Premature baby the size of a can of Coke was given a 2% chance to live — now he's thriving
Human Interest

Premature baby the size of a can of Coke was given a 2% chance to live — now he’s thriving

Cullen Potter, premature baby

Molli Potter was 18 weeks pregnant when she had to be admitted to a hospital in Pensacola. She had been having difficulties in her pregnancy, and she and her husband, Robert, were told to expect the worst. Their son, Cullen, was born premature at only at 22 weeks gestation. According to Molli, the hospital refused to help their son, saying he had only a 2% chance of survival… and that if he did survive, he would be severely disabled. But the Potters, who had suffered two prior miscarriages in a year, vowed to fight for their son. “[I]f he was fighting, we were going to fight no matter what,” Robert said.

So they got to work, trying to find a hospital that would take them. Robert called 16 hospitals in three states before finding USA Children’s and Women’s Hospital in Mobile, Alabama.

premature

Photo: Cullen Potter Facebook

The hospital in Pensacola had not been supportive. “They acted like transferring was pointless, that trying to save him was pointless,” Molli said in a Facebook post that has gone viral. When Cullen was born premature on March 14th, he weighed just 13.9 ounces — about the size of a can of coke. But the family credits Children’s and Women’s with saving Cullen’s life.

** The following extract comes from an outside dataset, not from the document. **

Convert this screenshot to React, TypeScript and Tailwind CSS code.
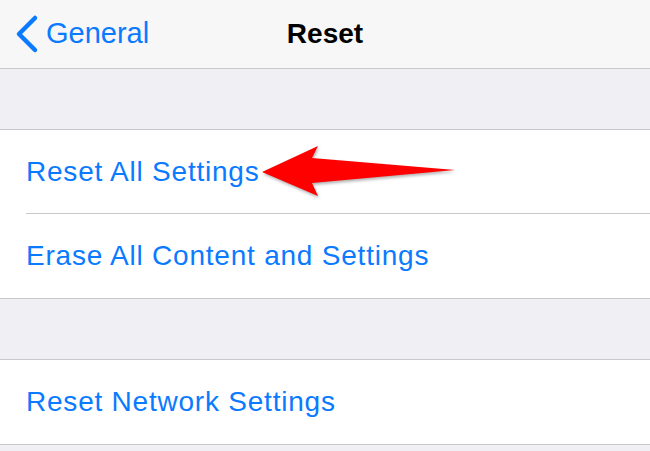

“They believe in these small babies and give them the fighting chance they deserve,” Molli wrote. “I pray the more doctors and hospitals see stories like my son’s and many more, that they will reconsider their policy and give all the babies the chance they deserve.”

Cullen is now 5 pounds, 11 ounces, with no major health issues. Originally due on July 15th, his adjusted age is just one month, but he is thriving. His pediatrician says Cullen has the head control of a four month old. When he graduated from the NICU, the staff gave him a graduation parade, with Cullen outfitted in a tiny cap and gown Molli bought from Build-A-Bear Workshop. He was proudly carried down the hallway by Jewel Barbour, his primary care nurse.

 

24 weeks is widely considered to be the age of viability, but medical advancements have increasingly proven that premature babies like Cullen are capable of surviving. They also show the humanity of preborn children, who at 22 weeks, are still victims of abortion. But these babies are alive and capable of feeling pain. Their lives should be protected — both before and after birth.